__What to work on__:
Copy out the lines that include the word "index".

__Recorded information__:
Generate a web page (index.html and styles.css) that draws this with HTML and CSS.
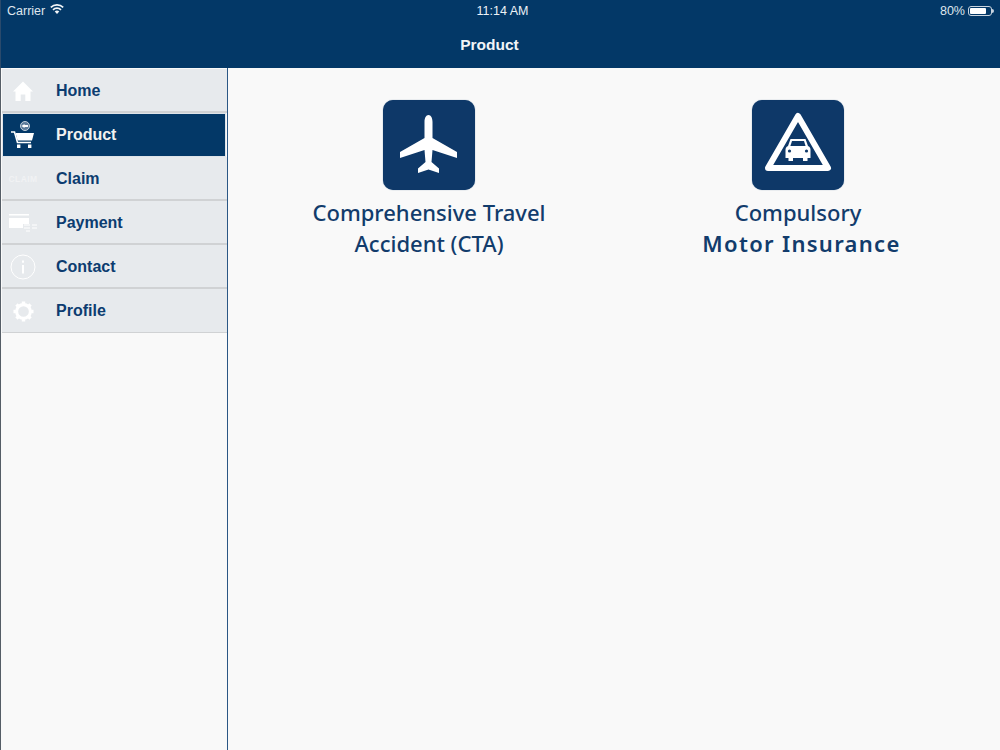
FILE: index.html
```html
<!DOCTYPE html>
<html>
<head>
    <title>Product</title>
    <link rel="stylesheet" href="styles.css">
</head>
<body>
    <div class="app">
        <header class="topbar">
            <div class="status">
                <div class="status-left">
                    <span>Carrier</span>
                    <svg class="wifi" width="14" height="10" viewBox="0 0 14 10">
                        <path d="M7 10 L4.7 7.5 A3.4 3.4 0 0 1 9.3 7.5 Z" fill="#f2f5f8"/>
                        <path d="M.8 3.4 A9 9 0 0 1 13.2 3.4" fill="none" stroke="#f2f5f8" stroke-width="1.7"/>
                        <path d="M3 5.8 A5.7 5.7 0 0 1 11 5.8" fill="none" stroke="#f2f5f8" stroke-width="1.7"/>
                    </svg>
                </div>
                <div class="status-time">11:14 AM</div>
                <div class="status-right">
                    <span>80%</span>
                    <div class="battery"><div class="battery-level"></div></div>
                    <div class="battery-cap"></div>
                </div>
            </div>
            <div class="title">Product</div>
        </header>

        <div class="main">
            <nav class="sidebar">
                <a class="nav-item">
                    <span class="nav-icon">
                        <svg width="20" height="20" viewBox="0 0 20 20">
                            <path d="M10 .5 L20 10.5 H17.5 V20 H12.3 V13.5 H7.7 V20 H2.5 V10.5 H0 Z" fill="#fff"/>
                        </svg>
                    </span>
                    Home
                </a>
                <a class="nav-item active">
                    <span class="nav-icon">
                        <svg width="24" height="27" viewBox="0 0 24 27">
                            <circle cx="14" cy="5" r="4.5" fill="#5d7c9b" stroke="#c3cfda" stroke-width="1"/>
                            <path d="M10.5 5 L13.5 3 V4 H17 V6 H13.5 V7 Z" fill="#fff"/>
                            <path d="M0 11 H3.5 L6.5 21.5 H20" fill="none" stroke="#fff" stroke-width="1.6"/>
                            <path d="M4.6 12 H23 L21 19.5 H6.6 Z" fill="#fff"/>
                            <rect x="6" y="23.5" width="3.4" height="3.5" fill="#fff"/>
                            <rect x="17" y="23.5" width="3.4" height="3.5" fill="#fff"/>
                        </svg>
                    </span>
                    Product
                </a>
                <a class="nav-item">
                    <span class="nav-icon"><span class="claim-mark">CLAIM</span></span>
                    Claim
                </a>
                <a class="nav-item">
                    <span class="nav-icon">
                        <svg width="30" height="18" viewBox="0 0 30 18">
                            <rect x="1" y="0" width="20" height="1.5" fill="#fff"/>
                            <rect x="1" y="4" width="20" height="10" fill="#fff"/>
                            <rect x="15" y="10" width="14" height="8" fill="#e7eaed"/>
                            <path d="M16 11 H22 M24 11 H29 M16 14 H22 M24 14 H29 M18 17 H22" stroke="#fff" stroke-width="1"/>
                        </svg>
                    </span>
                    Payment
                </a>
                <a class="nav-item">
                    <span class="nav-icon">
                        <svg width="26" height="26" viewBox="0 0 26 26">
                            <circle cx="13" cy="13" r="12" fill="none" stroke="#fff" stroke-width="1"/>
                            <rect x="12" y="11" width="2" height="8.5" fill="#fff"/>
                            <rect x="12" y="6.5" width="2" height="2.2" fill="#fff"/>
                        </svg>
                    </span>
                    Contact
                </a>
                <a class="nav-item">
                    <span class="nav-icon">
                        <svg width="21" height="21" viewBox="0 0 22 22">
                            <circle cx="11" cy="11" r="7.2" fill="none" stroke="#fff" stroke-width="3.2"/>
                            <path d="M11 .5 V3 M11 19 V21.5 M.5 11 H3 M19 11 H21.5 M3.6 3.6 L5.4 5.4 M16.6 16.6 L18.4 18.4 M3.6 18.4 L5.4 16.6 M16.6 5.4 L18.4 3.6" stroke="#fff" stroke-width="3.6"/>
                        </svg>
                    </span>
                    Profile
                </a>
            </nav>

            <section class="content">
                <div class="product">
                    <div class="tile">
                        <svg width="60" height="60" viewBox="0 0 60 60">
                            <path d="M29.5 0 C32 0 33.5 3 33.5 7 V23 L58 37 V43 L33.5 35 L32.5 47 L40 53.5 V58 L29.5 54.5 L19 58 V53.5 L26.5 47 L25.5 35 L1 43 V37 L25.5 23 V7 C25.5 3 27 0 29.5 0 Z" fill="#fff"/>
                        </svg>
                    </div>
                    <div class="product-name">Comprehensive Travel<br>Accident (CTA)</div>
                </div>
                <div class="product">
                    <div class="tile">
                        <svg width="68" height="67" viewBox="0 0 68 67">
                            <path d="M34 4 L64 56 H4 Z" fill="none" stroke="#fff" stroke-width="6" stroke-linejoin="round"/>
                            <path d="M26.5 27 H41.5 L44 34 C46 35 46.5 36 46.5 38 V46 H43.5 V49 H39 V46 H29 V49 H24.5 V46 H21.5 V38 C21.5 36 22 35 24 34 Z" fill="#fff"/>
                            <path d="M28 29 H40 L41.6 34 H26.4 Z" fill="#0e3868"/>
                            <circle cx="25.5" cy="39" r="1.6" fill="#0e3868"/>
                            <circle cx="42.5" cy="39" r="1.6" fill="#0e3868"/>
                        </svg>
                    </div>
                    <div class="product-name">Compulsory<br><span class="strong">Motor Insurance</span></div>
                </div>
            </section>
        </div>
    </div>
</body>
</html>
```

FILE: styles.css
```css
html, body { margin: 0; padding: 0; }
body { font-family: "Liberation Sans", Arial, sans-serif; background: #f9f9f9; }

.app { width: 1000px; height: 750px; display: flex; flex-direction: column; overflow: hidden; }

.topbar { height: 68px; background: #033867; color: #fff; flex-shrink: 0; border-left: 1px solid #2a4a6c; box-sizing: border-box; }
.status { height: 21px; display: grid; grid-template-columns: 1fr auto 1fr; align-items: center; padding: 0 6px; font-size: 12.5px; color: #dfe6ed; }
.status-left { display: flex; align-items: center; gap: 5px; }
.wifi { margin-top: -3px; }
.status-time { color: #eef2f6; padding-left: 4px; }
.status-right { display: flex; align-items: center; justify-content: flex-end; }
.battery { width: 20px; height: 6px; border: 1px solid #c9d4df; border-radius: 3px; padding: 1px; margin-left: 3px; }
.battery-level { width: 16px; height: 6px; background: #fff; border-radius: 1px; }
.battery-cap { width: 2px; height: 4px; background: #c9d4df; border-radius: 0 2px 2px 0; }
.title { text-align: center; font-size: 15.5px; font-weight: bold; line-height: 20px; margin-top: 14px; padding-right: 22px; color: #f2f5f8; }

.main { flex: 1; display: flex; border-left: 1px solid #555d66; }

.sidebar { width: 226px; flex-shrink: 0; border-right: 1px solid #2b5785; padding-top: 1px; }
.nav-item { height: 41px; padding-top: 1px; display: flex; align-items: center; margin-left: 1px; background: #e7eaed; border-bottom: 2px solid #d0d2d4; color: #0c3c70; font-size: 16px; font-weight: bold; }
.nav-item:last-child { height: 42px; border-bottom-width: 1px; }
.nav-item.active { background: #033867; color: #f2f2f0; border-bottom: 1px solid #e7eaed; height: 43px; padding-top: 0; margin-right: 1px; outline: 1px solid #dfe4e9; outline-offset: -1px; }
.nav-icon { width: 42px; height: 100%; display: flex; align-items: center; justify-content: center; margin-right: 12px; flex-shrink: 0; }
.claim-mark { font-size: 8.5px; letter-spacing: .4px; color: #f1f2f4; }

.content { flex: 1; display: flex; padding-top: 32px; }
.product { display: flex; flex-direction: column; align-items: center; }
.product:first-child { width: 402px; }
.product:last-child { width: 338px; margin-left: -1px; }
.tile { width: 92px; height: 90px; background: #0e3868; border-radius: 10px; box-shadow: 0 0 1px #5d7c9b; display: flex; align-items: center; justify-content: center; }
.product-name { margin-top: 7px; font-family: "Noto Sans", sans-serif; font-size: 22px; font-weight: 500; line-height: 31px; color: #123c6c; text-align: center; }
.strong { display: inline-block; padding-left: 7px; font-weight: 600; letter-spacing: 1.3px; }
```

__Expected answer__:
Generate a web page (index.html and styles.css) that draws this with HTML and CSS.
FILE: index.html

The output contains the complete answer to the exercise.